Lou’s View – Feb. 16, 2017

The Outrageous McCloskey Obit

by Lou Bernard

Most of my research is pretty standard. Newspaper articles, obituaries, wills, and deeds all look the same after a while. Most of them don’t vary all that much, but they’re good sources of information. But sometimes, I come across something different. Every once in a while, I come across a document that is truly breathtaking in its outrageousness.

I’ve written before about odd newspaper articles, such as the time a guy lamented for most of a page the fact that nothing was going on in Mill Hall. Or the will of Joseph Parsons, which mostly informed his children that they got nothing because they were losers. These things are fun to read.

You wouldn’t think an obituary would be all the much fun. But, in the case of Jane Ellen McCloskey, you’d be wrong.

Just for the unfamiliar: Obituaries are those little notices you see in the newspapers when someone dies. Traditionally, they’re a great source of information—They give all the details on someone’s life, family, and occupation. I look them up a lot, and most are pretty standard. But the obit of Jane Ellen McCloskey was bizarre enough to be a work of art.

The obit ran in the Clinton Republican on August 23, 1899. It was written by her son, Benjamin McCloskey, who worked for the railroad. He sure as hell wasn’t a professional obituary writer, because this thing managed to run for most of a page and say very little.

It began traditionally enough: “Jane Ellen McCloskey, nee Baird, wife of ex-County Commissioner James A McCloskey, passed peacefully away at 1:30 AM August 17, 1899, at her home in Hyner, aged 72 years, 6 months, and 20 days.”

Then it went on to talk about her early days—Explaining how she was a second-generation settler in the valley, and grew up in a log cabin.

But after that part, it almost immediately took a screaming left turn into weirdness as it began to discuss irrelevancies with unusual intensity. It began with her age, which had been unknown. “She possessed one unusual characteristic—Age, either physically or otherwise, was never acknowledged. Even her own children could rarely surprise her in the use of glasses in reading—such was her sensitive desire to resist the encroachments of years. Indeed, it was only while upon her death bed, that the writer was able to draw from her the long-concealed secrets of her exact age.” In other words, her own son was never sure how old his mother was until she died. (She had, in fact, been born on January 27, 1827.)

And then, it goes on for a long paragraph about her love of flowers: “She was passionately fond of flowers, and cultivated them, winter and summer, with an assiduity only equaled by her success. Even while thought to be dying, when fragrant nasturtiums and sweet peas were brought into the chamber of death, catching the perfume as if by intuition she would brighten up and exclaim,’Oh, aren’t they nice!’”

Also, I’ve never before seen an obit that discusses the person’s flaws. This is a new one on me; normally obits do their best to make the person sound good. But this one, not so much, which is pretty unique.

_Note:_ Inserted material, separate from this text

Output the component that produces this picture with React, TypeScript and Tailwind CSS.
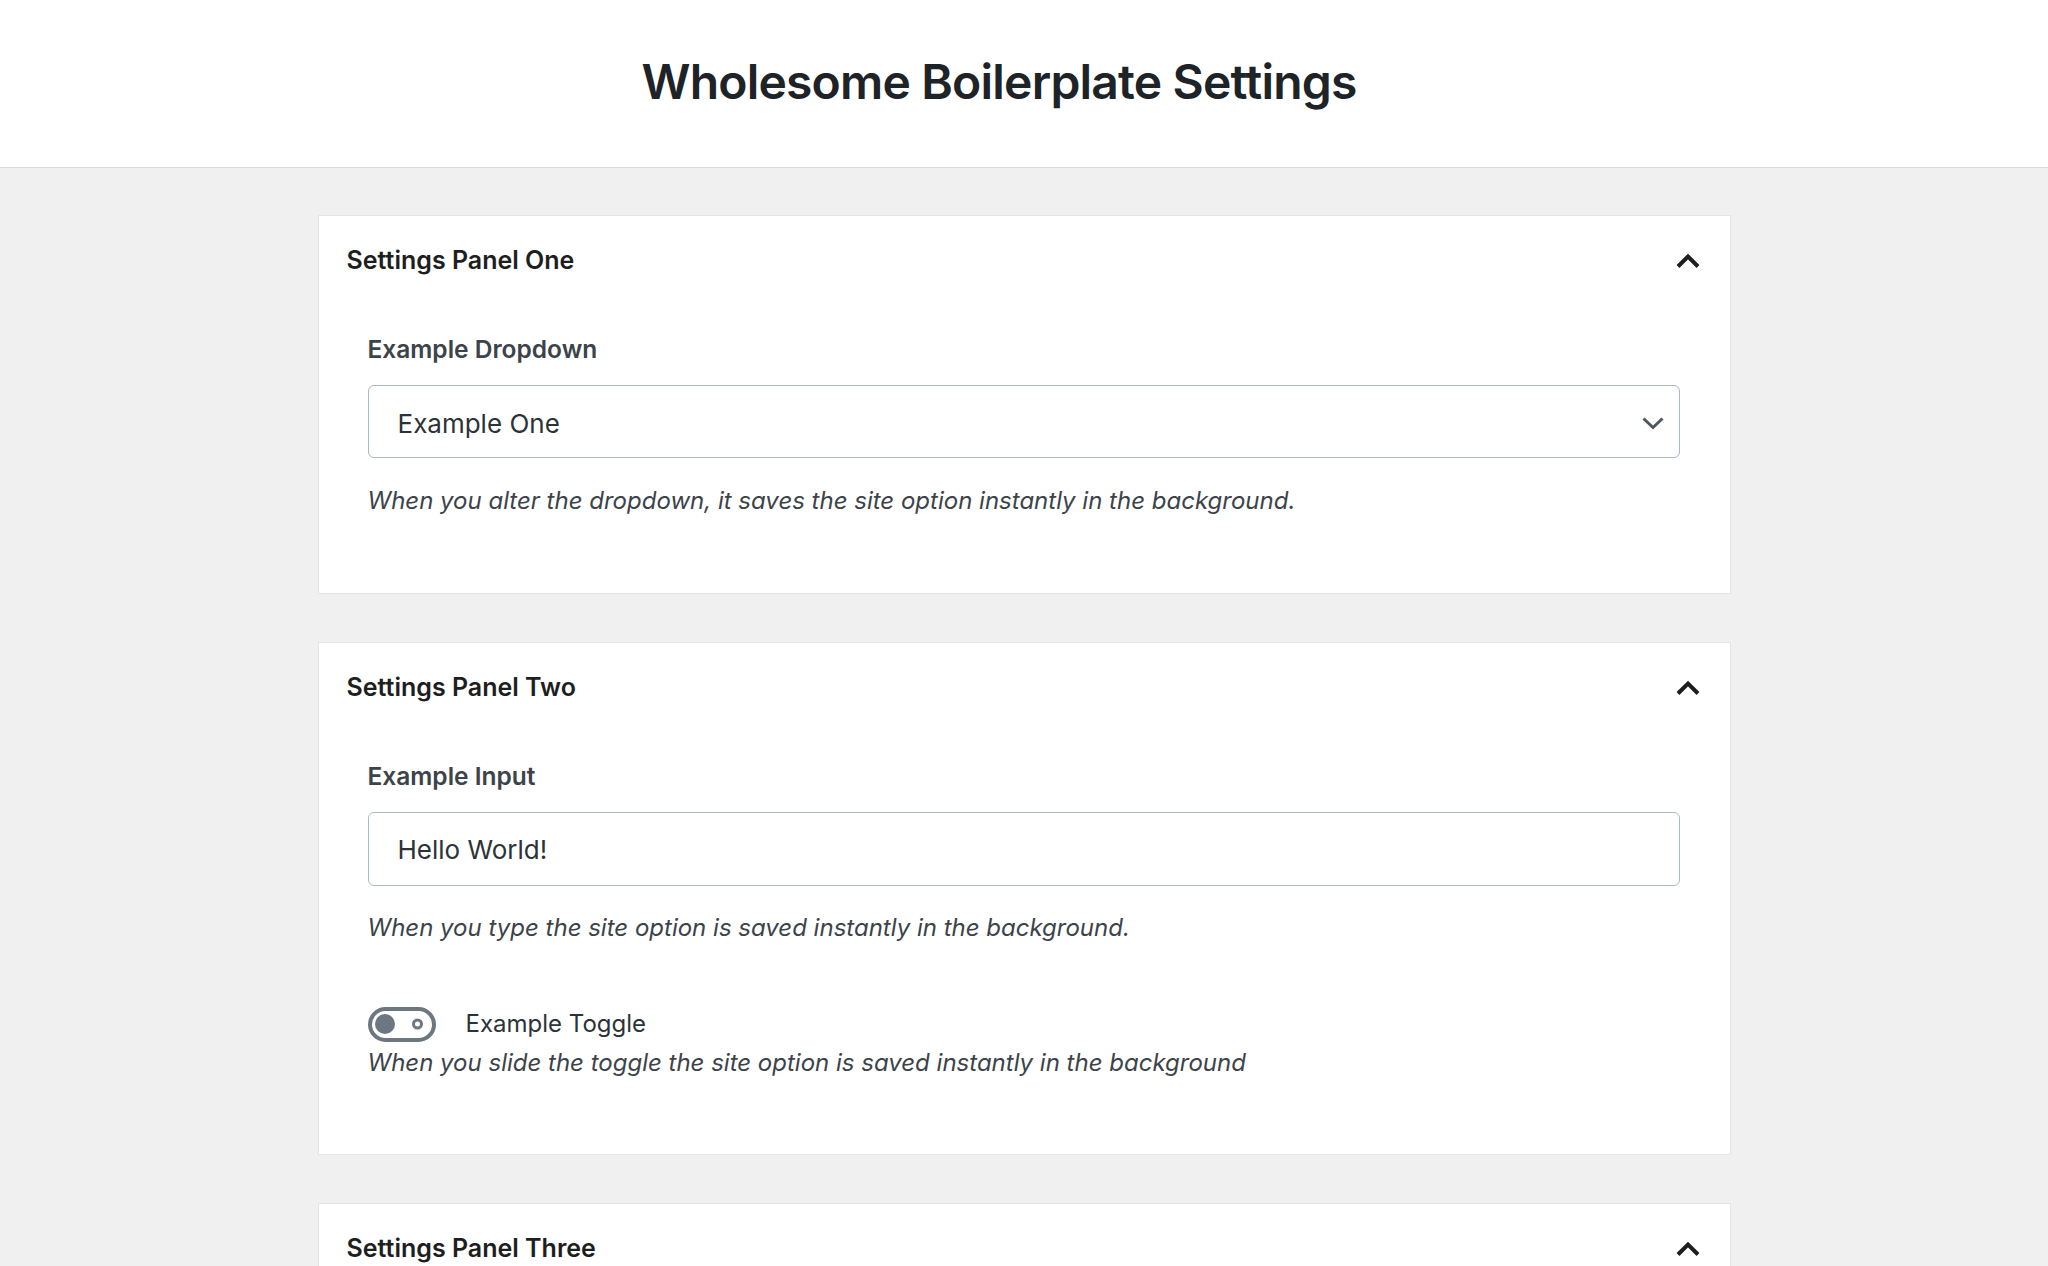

“She made no claims nor pretentions to saintship. She was simply a woman. She had faults. Who has not? The only faultless specimen of the [long Latin word for human beings that I am editing because I don’t feel like typing it] that has ever trode the green award of earth was assassinated nineteen centuries ago through envy because he was a perfect man. Let him or her who is without sin in this identical respect throw the first stone upon her lamented form.”

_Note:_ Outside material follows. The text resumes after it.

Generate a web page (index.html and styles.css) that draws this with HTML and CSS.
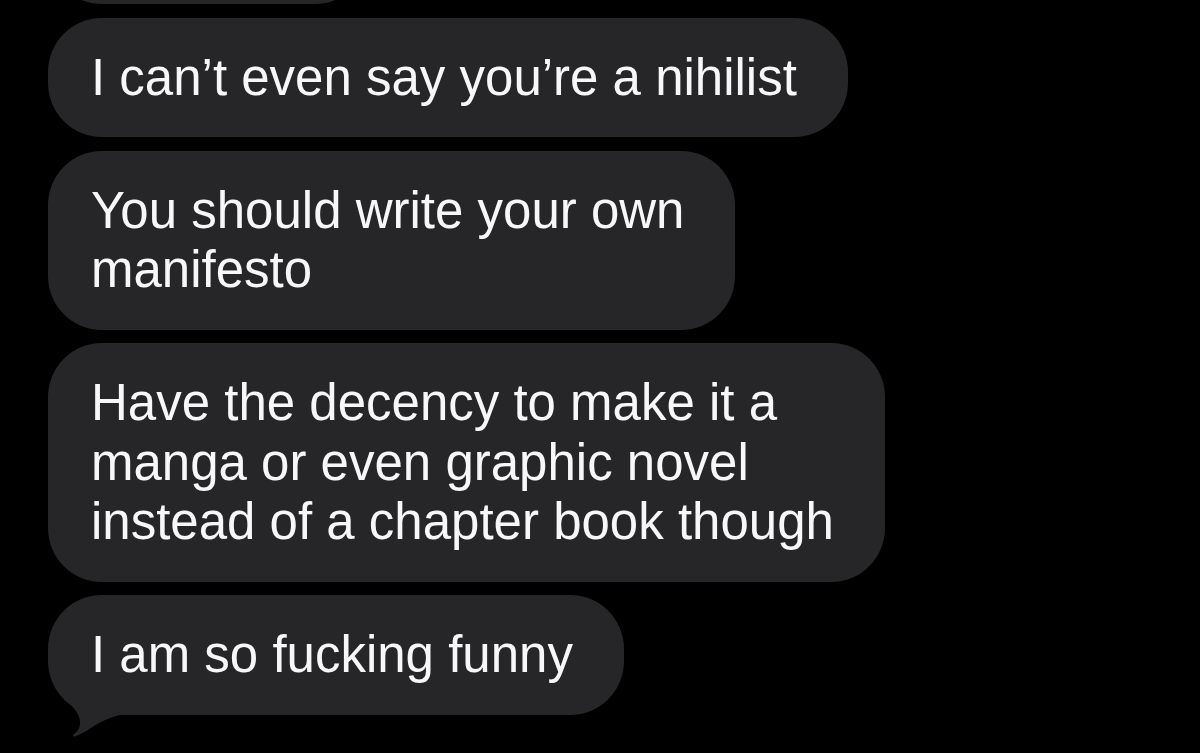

Wow. Big words and drama. Though the whole “throw the first stone” thing loses a little something when you consider that, yes, she was going to be basically covered with stones, being dead and all.

The obit goes on like that for the better part of the page, and I’m not going to reproduce it all here. It’s at the Ross Library, if you’re interested. It does mention that she was buried within a few rods of where she was born, and I’m not going to try to figure out what a rod is, either. All I’ll tell you is that she’s buried in the Old Methodist Cemetery, up in Hyner.

And the person who wrote her obit is pretty clearly not the same person who designed her gravestone, because that turned out pretty concise: “McCloskey, Jane Ellen. Wife. Mother.”